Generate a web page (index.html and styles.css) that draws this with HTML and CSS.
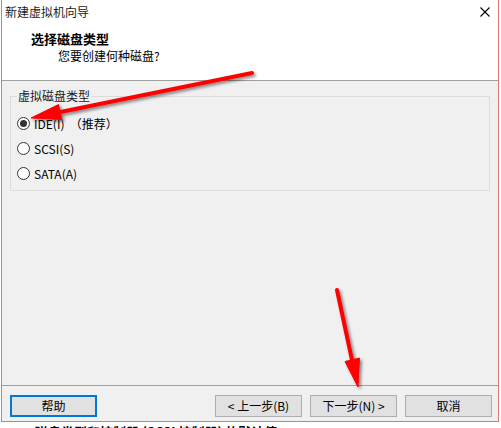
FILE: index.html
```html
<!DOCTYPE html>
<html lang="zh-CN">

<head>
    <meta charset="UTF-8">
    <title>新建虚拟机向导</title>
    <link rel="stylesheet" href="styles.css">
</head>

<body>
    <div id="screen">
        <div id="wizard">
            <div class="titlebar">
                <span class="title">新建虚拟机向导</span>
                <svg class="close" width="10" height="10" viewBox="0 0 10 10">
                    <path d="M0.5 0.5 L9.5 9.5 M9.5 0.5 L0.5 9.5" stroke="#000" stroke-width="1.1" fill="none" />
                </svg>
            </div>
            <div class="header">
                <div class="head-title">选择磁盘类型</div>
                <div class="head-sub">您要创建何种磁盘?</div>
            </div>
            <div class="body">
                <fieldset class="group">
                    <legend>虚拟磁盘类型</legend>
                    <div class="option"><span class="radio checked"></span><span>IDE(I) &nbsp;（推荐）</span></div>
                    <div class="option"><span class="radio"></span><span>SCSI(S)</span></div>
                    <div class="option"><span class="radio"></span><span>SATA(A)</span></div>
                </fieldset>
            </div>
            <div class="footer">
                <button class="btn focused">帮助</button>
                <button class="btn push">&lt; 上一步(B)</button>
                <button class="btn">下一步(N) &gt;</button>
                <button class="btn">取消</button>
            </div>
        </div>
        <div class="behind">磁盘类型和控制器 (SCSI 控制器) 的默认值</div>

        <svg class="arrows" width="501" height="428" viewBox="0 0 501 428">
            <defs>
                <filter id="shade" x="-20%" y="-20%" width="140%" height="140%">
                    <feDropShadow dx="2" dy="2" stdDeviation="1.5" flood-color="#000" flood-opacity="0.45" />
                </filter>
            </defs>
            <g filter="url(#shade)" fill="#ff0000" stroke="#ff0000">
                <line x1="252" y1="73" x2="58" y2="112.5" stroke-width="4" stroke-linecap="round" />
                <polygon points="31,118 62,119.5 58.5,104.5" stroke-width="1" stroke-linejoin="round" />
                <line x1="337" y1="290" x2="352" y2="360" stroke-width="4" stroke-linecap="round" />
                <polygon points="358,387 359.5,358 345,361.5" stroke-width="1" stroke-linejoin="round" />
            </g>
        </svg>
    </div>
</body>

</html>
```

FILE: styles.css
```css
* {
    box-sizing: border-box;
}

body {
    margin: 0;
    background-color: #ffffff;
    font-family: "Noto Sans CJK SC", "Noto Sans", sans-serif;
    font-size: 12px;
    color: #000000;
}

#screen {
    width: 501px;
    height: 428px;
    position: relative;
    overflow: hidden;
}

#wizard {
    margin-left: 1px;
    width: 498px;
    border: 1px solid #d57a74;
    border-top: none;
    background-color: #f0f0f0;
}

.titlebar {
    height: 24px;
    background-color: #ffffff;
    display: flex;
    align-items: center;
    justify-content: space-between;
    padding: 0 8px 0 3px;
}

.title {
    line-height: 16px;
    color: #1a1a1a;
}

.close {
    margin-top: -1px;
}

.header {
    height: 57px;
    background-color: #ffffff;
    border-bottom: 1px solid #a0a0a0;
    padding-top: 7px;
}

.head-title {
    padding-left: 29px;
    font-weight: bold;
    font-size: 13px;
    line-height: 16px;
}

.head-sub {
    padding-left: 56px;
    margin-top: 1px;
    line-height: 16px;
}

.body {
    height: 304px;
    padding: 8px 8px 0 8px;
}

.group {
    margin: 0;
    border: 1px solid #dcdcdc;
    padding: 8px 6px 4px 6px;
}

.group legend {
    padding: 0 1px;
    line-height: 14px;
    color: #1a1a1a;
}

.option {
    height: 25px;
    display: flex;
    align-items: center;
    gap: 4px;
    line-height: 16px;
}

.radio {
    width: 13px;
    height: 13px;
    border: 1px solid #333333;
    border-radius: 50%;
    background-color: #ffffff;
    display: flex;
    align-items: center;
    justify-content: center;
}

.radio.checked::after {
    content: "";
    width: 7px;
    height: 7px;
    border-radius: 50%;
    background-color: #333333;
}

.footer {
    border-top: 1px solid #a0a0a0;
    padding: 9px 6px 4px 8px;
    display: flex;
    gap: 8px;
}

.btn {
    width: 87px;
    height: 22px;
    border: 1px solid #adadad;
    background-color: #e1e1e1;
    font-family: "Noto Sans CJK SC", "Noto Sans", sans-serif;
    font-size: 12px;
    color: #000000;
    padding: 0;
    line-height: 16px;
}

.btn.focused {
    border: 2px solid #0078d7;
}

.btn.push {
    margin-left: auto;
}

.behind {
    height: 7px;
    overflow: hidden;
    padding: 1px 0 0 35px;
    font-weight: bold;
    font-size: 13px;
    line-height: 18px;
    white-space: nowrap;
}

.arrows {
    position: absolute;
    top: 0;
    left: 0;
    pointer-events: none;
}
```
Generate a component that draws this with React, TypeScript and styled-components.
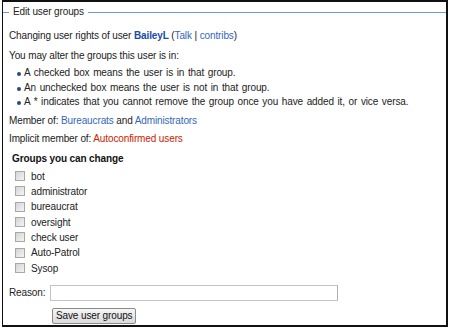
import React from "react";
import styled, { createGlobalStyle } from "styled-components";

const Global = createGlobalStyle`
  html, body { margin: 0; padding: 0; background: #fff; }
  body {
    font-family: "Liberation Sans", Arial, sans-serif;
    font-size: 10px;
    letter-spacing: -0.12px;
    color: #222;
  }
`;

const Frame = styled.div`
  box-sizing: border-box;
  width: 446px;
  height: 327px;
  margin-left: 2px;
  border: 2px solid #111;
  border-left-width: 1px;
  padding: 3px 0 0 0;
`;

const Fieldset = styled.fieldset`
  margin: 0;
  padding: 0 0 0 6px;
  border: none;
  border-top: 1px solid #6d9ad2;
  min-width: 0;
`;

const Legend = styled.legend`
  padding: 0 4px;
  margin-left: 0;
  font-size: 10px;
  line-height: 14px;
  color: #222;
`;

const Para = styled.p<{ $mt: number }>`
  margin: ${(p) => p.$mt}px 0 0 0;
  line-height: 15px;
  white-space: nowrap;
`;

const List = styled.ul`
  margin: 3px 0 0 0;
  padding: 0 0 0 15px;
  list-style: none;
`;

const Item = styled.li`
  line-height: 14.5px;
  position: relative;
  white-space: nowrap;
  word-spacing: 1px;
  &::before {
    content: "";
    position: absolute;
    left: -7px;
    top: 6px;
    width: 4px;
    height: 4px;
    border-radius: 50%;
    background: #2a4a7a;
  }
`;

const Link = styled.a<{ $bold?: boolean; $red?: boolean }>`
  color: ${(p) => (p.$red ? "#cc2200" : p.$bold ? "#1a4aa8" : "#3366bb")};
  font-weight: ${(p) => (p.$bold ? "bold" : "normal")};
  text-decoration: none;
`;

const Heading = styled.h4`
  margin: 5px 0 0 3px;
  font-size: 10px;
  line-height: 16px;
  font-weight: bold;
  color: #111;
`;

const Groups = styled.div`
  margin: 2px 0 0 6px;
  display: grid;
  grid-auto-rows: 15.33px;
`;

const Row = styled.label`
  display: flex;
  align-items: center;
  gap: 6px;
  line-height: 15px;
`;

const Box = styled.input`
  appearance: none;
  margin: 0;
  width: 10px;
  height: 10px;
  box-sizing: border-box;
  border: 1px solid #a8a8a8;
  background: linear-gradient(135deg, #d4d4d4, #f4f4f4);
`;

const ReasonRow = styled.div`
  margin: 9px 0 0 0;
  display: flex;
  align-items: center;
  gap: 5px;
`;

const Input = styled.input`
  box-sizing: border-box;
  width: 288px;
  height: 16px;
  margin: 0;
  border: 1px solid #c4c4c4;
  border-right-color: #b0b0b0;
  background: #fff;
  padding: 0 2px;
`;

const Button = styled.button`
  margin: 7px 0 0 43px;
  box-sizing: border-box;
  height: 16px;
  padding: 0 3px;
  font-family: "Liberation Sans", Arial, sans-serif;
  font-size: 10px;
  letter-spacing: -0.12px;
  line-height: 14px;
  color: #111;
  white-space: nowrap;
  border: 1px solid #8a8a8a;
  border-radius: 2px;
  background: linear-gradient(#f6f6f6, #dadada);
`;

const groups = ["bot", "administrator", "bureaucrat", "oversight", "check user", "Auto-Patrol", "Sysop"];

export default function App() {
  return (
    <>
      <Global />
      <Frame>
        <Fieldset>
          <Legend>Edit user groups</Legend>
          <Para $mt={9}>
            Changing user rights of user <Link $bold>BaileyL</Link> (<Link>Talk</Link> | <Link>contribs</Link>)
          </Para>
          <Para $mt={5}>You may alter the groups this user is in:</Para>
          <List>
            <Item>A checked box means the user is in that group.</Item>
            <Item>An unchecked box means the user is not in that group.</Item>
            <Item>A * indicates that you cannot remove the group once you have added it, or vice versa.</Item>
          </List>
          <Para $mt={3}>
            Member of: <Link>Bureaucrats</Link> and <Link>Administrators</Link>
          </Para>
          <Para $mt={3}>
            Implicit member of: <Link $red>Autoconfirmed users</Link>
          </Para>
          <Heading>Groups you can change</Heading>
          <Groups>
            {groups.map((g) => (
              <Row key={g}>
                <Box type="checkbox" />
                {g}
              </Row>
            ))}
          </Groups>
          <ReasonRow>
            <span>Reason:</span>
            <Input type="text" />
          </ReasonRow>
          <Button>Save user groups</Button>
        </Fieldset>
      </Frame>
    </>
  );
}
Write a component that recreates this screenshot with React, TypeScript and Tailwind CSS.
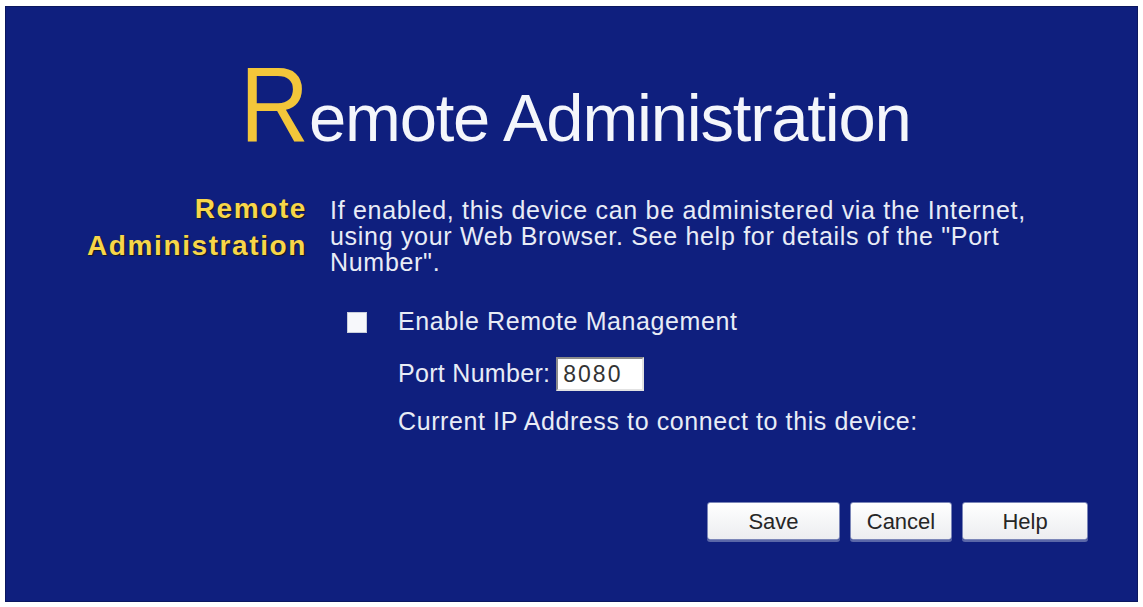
******
What you will do:
Gather every line containing the word "with" and copy it.

Full output:
Generate a web page (index.html and styles.css) that draws this with HTML and CSS.
Generate a component that draws this with React, TypeScript and styled-components.
Write a component that recreates this screenshot with React, TypeScript and Tailwind CSS.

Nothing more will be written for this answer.